So I have the following question:
Analyze the following 'Claim' (which may or may not be true) and the corresponding 'Proof', by writing 'TRUE' or 'FALSE' (together with the reason) for each step. [Note: $I_n$ is the $n \times n$ identity matrix.]
Claim: Let $A$ be any $n \times n$ matrix satisfying $A^2=I_n$. Then either $A=I_n$ or $A=-I_n$.
'Proof'.
Step 1: $A$ satisfies $A^2-I_n = 0$ (True or False)
True.
My reasoning: Clearly, this is true. $A^2=I_n$ is not always true, but because it is true, I should have no problem moving the Identity matrix the the LHS.
Step 2: So $(A+I_n)(A-I_n)=0$ (True or false)
True.
My reasoning: Because $I_n$ is the identity matrix, there should be no issues with factoring just like normal algebra.
Step 3: $A+I_n=0$ or $A-I_n=0$
I'm not sure about this part. I'm very tempted to say this is fine but I am not sure how I can justify this, if I even can.
Therefore $A=-I_n$ or $A=I_n$. (End of 'Proof'.)
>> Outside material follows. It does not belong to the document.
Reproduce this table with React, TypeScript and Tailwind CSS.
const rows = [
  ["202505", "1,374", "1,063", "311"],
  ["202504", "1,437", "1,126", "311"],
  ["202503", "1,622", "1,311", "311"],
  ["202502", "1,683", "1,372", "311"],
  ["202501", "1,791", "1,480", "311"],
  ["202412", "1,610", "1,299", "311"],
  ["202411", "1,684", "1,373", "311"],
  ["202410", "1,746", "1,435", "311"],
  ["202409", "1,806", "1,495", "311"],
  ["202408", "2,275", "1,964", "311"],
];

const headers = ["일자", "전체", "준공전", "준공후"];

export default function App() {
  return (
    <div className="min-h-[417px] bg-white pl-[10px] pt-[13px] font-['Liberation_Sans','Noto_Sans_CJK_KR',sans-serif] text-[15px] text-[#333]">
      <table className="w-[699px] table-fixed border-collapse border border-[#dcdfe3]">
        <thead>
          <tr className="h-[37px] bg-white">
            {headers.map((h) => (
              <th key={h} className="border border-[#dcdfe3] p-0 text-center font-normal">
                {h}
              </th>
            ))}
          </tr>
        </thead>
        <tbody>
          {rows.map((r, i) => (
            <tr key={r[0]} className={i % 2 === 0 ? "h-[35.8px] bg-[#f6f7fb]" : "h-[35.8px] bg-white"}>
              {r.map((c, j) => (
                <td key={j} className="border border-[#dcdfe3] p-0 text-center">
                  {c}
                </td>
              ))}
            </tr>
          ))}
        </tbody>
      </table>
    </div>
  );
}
Is what I am doing right so far or am I messing up somewhere?
Best Answer
Rather than saying that moving the identiy to the LHS, it is due to we add $-I$ to both sides.
We have $A^2-I=(A-I)(A+I)$, we just have to expand the right hand side to verify that.
In matrices, $AB=0$ doesn't imply that $A=0$ or $B=0$. For example $$\begin{bmatrix} 2 & 0 \\ 0 & 0\end{bmatrix}\begin{bmatrix} 0 & 0 \\ 0 & -2\end{bmatrix}= \begin{bmatrix} 0 & 0 \\ 0 & 0\end{bmatrix}$$
In particular,
$$\left(\begin{bmatrix} 1 & 0 \\ 0 & -1\end{bmatrix}+\begin{bmatrix} 1 & 0 \\ 0 & 1\end{bmatrix}\right)\left(\begin{bmatrix} 1 & 0 \\ 0 & -1\end{bmatrix}-\begin{bmatrix} 1 & 0 \\ 0 & 1\end{bmatrix}\right)= \begin{bmatrix} 0 & 0 \\ 0 & 0\end{bmatrix}$$
that is we cant' conclude that $(A+I)(A-I)=0$ implies $A+I=0$ or $A-I=0$ as well.